Forty years later, there was the hair, for me to find, bearing the memories of that time and their love, through the decades. And so in the book Witch's Blood, the hair of Elspet Renkyne the 'witch', that long hank of a woman's hair, is used by her descendants to carry her story, and Dundee's story, through the generations of her blood.

The Girl's Comics


William Blain: Wizard's second editor who personally created such memorable characters as William Wilson, Alf Tupper, Matt Braddock, the Wolf of Kabul, and even the Four Marys for Bunty.
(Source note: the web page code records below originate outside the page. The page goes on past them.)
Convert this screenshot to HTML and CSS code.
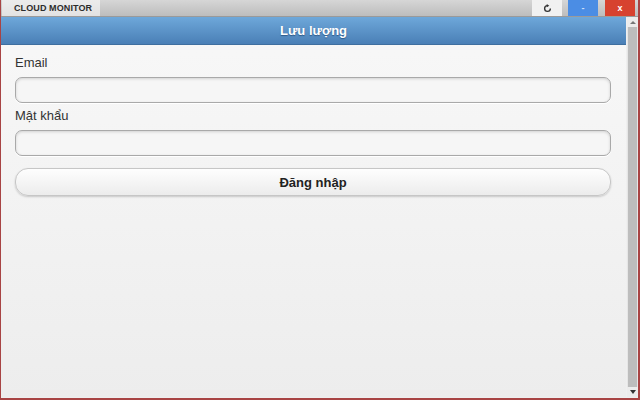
FILE: index.html
```html
<!DOCTYPE html>
<html lang="vi">
<head>
<meta charset="utf-8">
<title>Cloud Monitor</title>
<link rel="stylesheet" href="styles.css">
</head>
<body>
<div class="window">
  <div class="titlebar">
    <div class="tab">CLOUD MONITOR</div>
    <div class="spacer"></div>
    <div class="wbtn refresh">
      <svg width="9" height="9" viewBox="0 0 10 10"><path d="M8.2 5 A3.2 3.2 0 1 1 5 1.8" fill="none" stroke="#333" stroke-width="1.5"/><path d="M4.2 0 L7 1.9 L4.2 3.6 Z" fill="#333"/></svg>
    </div>
    <div class="wbtn min">-</div>
    <div class="wbtn close">x</div>
  </div>
  <div class="main">
    <div class="content">
      <div class="header">Lưu lượng</div>
      <div class="form">
        <label class="label">Email</label>
        <input class="field" type="text">
        <label class="label second">Mật khẩu</label>
        <input class="field" type="password">
        <button class="login">Đăng nhập</button>
      </div>
    </div>
    <div class="scrollbar">
      <div class="arrow up"></div>
      <div class="thumb"></div>
      <div class="arrow down"></div>
    </div>
  </div>
  <div class="bottom"></div>
</div>
</body>
</html>
```
FILE: styles.css
```css
html, body {
  margin: 0;
  padding: 0;
  width: 640px;
  height: 400px;
  overflow: hidden;
  background: #efefef;
  font-family: "Liberation Sans", Arial, sans-serif;
}
.window {
  width: 640px;
  height: 400px;
  display: flex;
  flex-direction: column;
  box-sizing: border-box;
  border-left: 1px solid #a84444;
  border-right: 2px solid #a84444;
  background: #efefef;
}
.titlebar {
  height: 16px;
  flex: none;
  display: flex;
  align-items: stretch;
  background: linear-gradient(#d6d6d6, #bdbdbd);
  border-bottom: 1px solid #9a9a9a;
}
.tab {
  margin-left: 1px;
  width: 98px;
  background: linear-gradient(#ececec, #e2e2e2);
  font-size: 9px;
  font-weight: bold;
  color: #2c2c2c;
  line-height: 17px;
  padding-left: 12px;
  box-sizing: border-box;
  letter-spacing: 0.1px;
}
.spacer { flex: 1; }
.wbtn {
  width: 30px;
  display: flex;
  align-items: center;
  justify-content: center;
  font-size: 9px;
  font-weight: bold;
  color: #fff;
}
.refresh { background: #f1f1f1; margin-right: 6px; }
.min { background: #4b8de4; margin-right: 7px; color: #cfe0f8; }
.close { background: #d7422f; margin-right: 3px; }
.main {
  flex: 1;
  display: flex;
  min-height: 0;
}
.content {
  flex: 1;
  display: flex;
  flex-direction: column;
  background: linear-gradient(#f8f8f8, #ededed);
}
.header {
  height: 27px;
  flex: none;
  background: linear-gradient(#6ea8da, #4a7fb6);
  border-bottom: 1px solid #3f6f9f;
  color: #fff;
  font-weight: bold;
  font-size: 13px;
  line-height: 27px;
  text-align: center;
  text-shadow: 0 1px 1px #2f5a88;
}
.form {
  display: flex;
  flex-direction: column;
  padding: 10px 15px 0 14px;
}
.label {
  font-size: 13px;
  line-height: 16px;
  color: #333;
  margin-bottom: 6px;
}
.label.second { margin-top: 5px; }
.field {
  height: 26px;
  box-sizing: border-box;
  border: 1px solid #a9a9a9;
  border-radius: 7px;
  background: #f6f6f6;
  box-shadow: inset 0 1px 3px rgba(0,0,0,0.15), 0 1px 0 #fff;
  margin: 0;
  padding: 0 8px;
  font-size: 13px;
  outline: none;
}
.login {
  margin-top: 12px;
  height: 28px;
  border: 1px solid #c6c6c6;
  border-radius: 13px;
  background: linear-gradient(#fefefe, #ececec);
  box-shadow: 0 1px 2px rgba(0,0,0,0.18);
  font-family: "Liberation Sans", Arial, sans-serif;
  font-weight: bold;
  font-size: 13px;
  color: #222;
  padding: 0;
}
.scrollbar {
  width: 11px;
  flex: none;
  display: flex;
  flex-direction: column;
  background: #e6e6e6;
  margin-left: 1px;
}
.arrow {
  height: 10px;
  flex: none;
  display: flex;
  align-items: center;
  justify-content: center;
  background: #ececec;
}
.arrow::before {
  content: "";
  border-left: 3px solid transparent;
  border-right: 3px solid transparent;
}
.arrow.up::before { border-bottom: 3px solid #777; }
.arrow.down::before { border-top: 4px solid #333; }
.thumb {
  flex: 1;
  background: #bdbdbd;
  margin: 0 1px;
}
.bottom {
  height: 3px;
  flex: none;
  background: linear-gradient(#efefef 0, #efefef 1px, #a84444 1px);
}
```
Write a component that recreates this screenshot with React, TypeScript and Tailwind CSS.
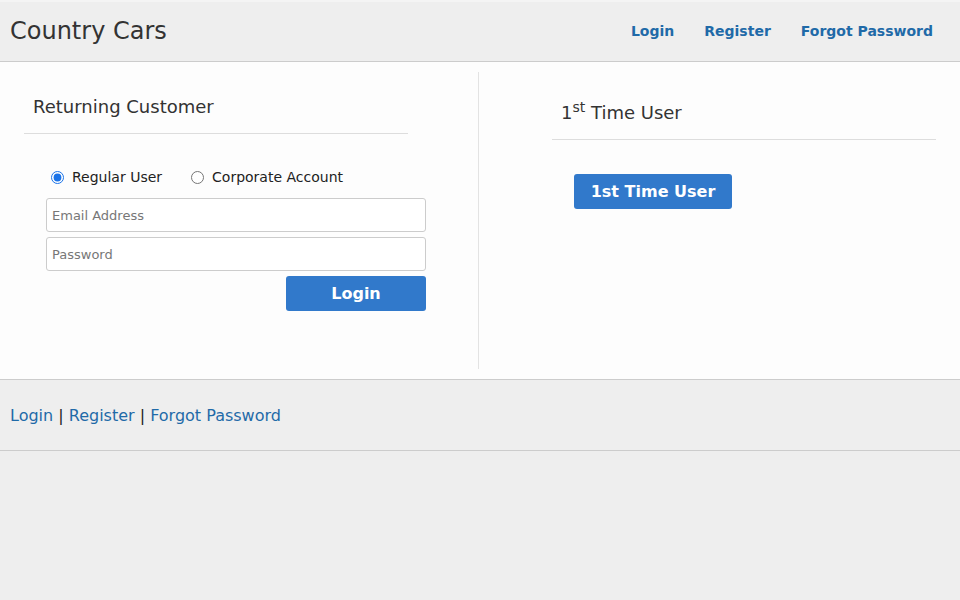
import React from "react";

const font = { fontFamily: '"DejaVu Sans", Verdana, sans-serif' };

export default function App() {
  return (
    <div className="min-h-[600px] bg-[#eeeeee] text-[#333333]" style={font}>
      {/* Top bar */}
      <header className="flex h-[62px] items-center justify-between border-t-2 border-b border-t-[#f4f4f4] border-b-[#cccccc] bg-[#eeeeee] px-[10px]">
        <div className="pb-[1px] text-[24px] leading-none text-[#333333]">Country Cars</div>
        <nav className="flex items-center gap-[30px] pr-[17px] text-[14px] font-bold text-[#1f6aa8]">
          <a href="#">Login</a>
          <a href="#">Register</a>
          <a href="#">Forgot Password</a>
        </nav>
      </header>

      {/* Main panels */}
      <main className="flex border-b border-[#cccccc] bg-[#fdfdfd] py-[10px]">
        <section className="h-[297px] w-[479px] border-r border-[#e3e3e3]">
          <div className="ml-[24px] w-[384px] border-b border-[#dddddd] pb-[15px] pl-[9px] pt-[24px]">
            <h2 className="text-[18px] leading-[22px] text-[#333333]">Returning Customer</h2>
          </div>
          <form className="ml-[46px] mt-[33px] w-[380px]">
            <div className="flex items-center pl-[5px] text-[14px] text-[#222222]">
              <label className="flex items-center">
                <input type="radio" name="acct" defaultChecked className="m-0 h-[13px] w-[13px] accent-[#1a73e8]" />
                <span className="ml-[8px]">Regular User</span>
              </label>
              <label className="ml-[29px] flex items-center">
                <input type="radio" name="acct" className="m-0 h-[13px] w-[13px]" />
                <span className="ml-[8px]">Corporate Account</span>
              </label>
            </div>
            <input
              type="text"
              placeholder="Email Address"
              className="mt-[10px] block h-[34px] w-[380px] rounded-[3px] border border-[#cccccc] bg-white px-[5px] text-[13px] placeholder:text-[#777777]"
            />
            <input
              type="password"
              placeholder="Password"
              className="mt-[5px] block h-[34px] w-[380px] rounded-[3px] border border-[#cccccc] bg-white px-[5px] text-[13px] placeholder:text-[#777777]"
            />
            <div className="mt-[5px] flex justify-end">
              <button
                type="button"
                className="h-[35px] w-[140px] rounded-[3px] bg-[#3179cb] text-[16px] font-bold text-white"
              >
                Login
              </button>
            </div>
          </form>
        </section>

        <section className="h-[297px] flex-1">
          <div className="ml-[73px] w-[384px] border-b border-[#dddddd] pb-[13px] pl-[9px] pt-[28px]">
            <h2 className="text-[18px] leading-[26px] text-[#333333]">
              1<sup className="text-[14px]">st</sup> Time User
            </h2>
          </div>
          <div className="ml-[95px] mt-[34px]">
            <button
              type="button"
              className="h-[35px] w-[158px] rounded-[3px] bg-[#3179cb] text-[16px] font-bold text-white"
            >
              1st Time User
            </button>
          </div>
        </section>
      </main>

      {/* Footer links */}
      <footer className="flex h-[71px] items-center border-b border-[#cccccc] px-[10px] pt-[2px] text-[16px] text-[#222222]">
        <p>
          <a href="#" className="text-[#1f6aa8]">Login</a> | <a href="#" className="text-[#1f6aa8]">Register</a> |{" "}
          <a href="#" className="text-[#1f6aa8]">Forgot Password</a>
        </p>
      </footer>
    </div>
  );
}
In my opinion Blain deserves to be classed with the very greatest writers of boys' fiction, alongside Rudyard Kipling, Edgar Rice Burroughs, H. Rider Haggard and Robert Louis Stevenson - and it's only DC Thomsons' policy of not including writers' bylines that stopped him from becoming equally famous. What's more he also found time to originate the Dandy and Beano, as well as going on to become Editorial Director of all Thomsons' boys' papers and then Managing Editor of the entire juvenile group - a post that he held right up to 1970. A true giant by any standards...and yet who remembers his name today?
- Phil Rushton
In 1958, Mr Blain launched another genre - the Girl's Comic. First was Bunty in 1958, with such gentle fare as The Four Marys and The Dancing Life of Moira Kent. Bunty was followed in 1960 with Judy, 1964 with Jackie, and 1967 with Mandy, all of which followed the slice-of-life dramas... for the most part.
 
William Blain, the head of all Thomson’s children’s papers, and no mean writer himself (I was told he was the creator of the famous William Wilson), used to venture forth from Dundee a couple of times a year on a national tour to meet up with his writers on their home turf. He was normally accompanied by one of his editors, and they would invite me out to dinner over which ideas would be discussed and outlines offered to me.
- Chris Fitzsimmons
Yet these comics were far from content to offer only one variety of story for girls. Bunty introduced the daring French resistance vigilante the Cat, the espionage thriller "The Traitor's Daughter," the weird tale "The Secret of the Gipsy Dolls," and superheroines Wonder Girl & Supergirl (no relation, I think); Mandy gave us Jackie Flash and Valda; Jackie featured art by Jesus Redondo, who would go on to produce seminal work at 2000 AD; Judy debuted another Supergirl (again, no relation... again, I think). With women in comics being such a hot topic of late, it's a great idea to look back on DC Thomson's history in the field.

The Victor


It was Blain who helped create some of the paper's most popular stars, including the Wolf of Kabul, the Red MacGregor, Red Star Roberts and Thick-Ear Donovan. Under Blain, the paper began phasing out school stories and introduced science fiction, including such characters as the giant robot 'The Smasher'.
- Steve Holland
Mr Blain's last major launch in the comics world was a combination of his previous careers, adventure fiction and comics, with The Victor first published in 1961. It was in the pages of The Victor that Braddock, Tupper, and Morgyn the Mighty made their heroic returns, as well as the debut of the stupendous Smasher, the Flashman-esque Cadman the Fighting Coward, and the secretive Section Six. The Victor ran for 1,657 issues. By the time of his retirement, Mr Blain was Managing Editor for all of DC Thomson's comics and annuals.

William Blain died on the 14th of October 1984. His daughter, Jenny, is a former sociology lecturer, writer, researcher, and longstanding member of the Tay Valley Family History Society of Dundee, and his grandson, Bill, named his yacht after one of his father's neologisms. His family is no doubt among the greatest advocates of Mr Blain's incredible life work. As someone who shares a great interest in local heritage and arts, I am deeply proud that one of Gourock's children is so beloved in perhaps Scotland's most literary city.

Perhaps it's time Gourock caught up.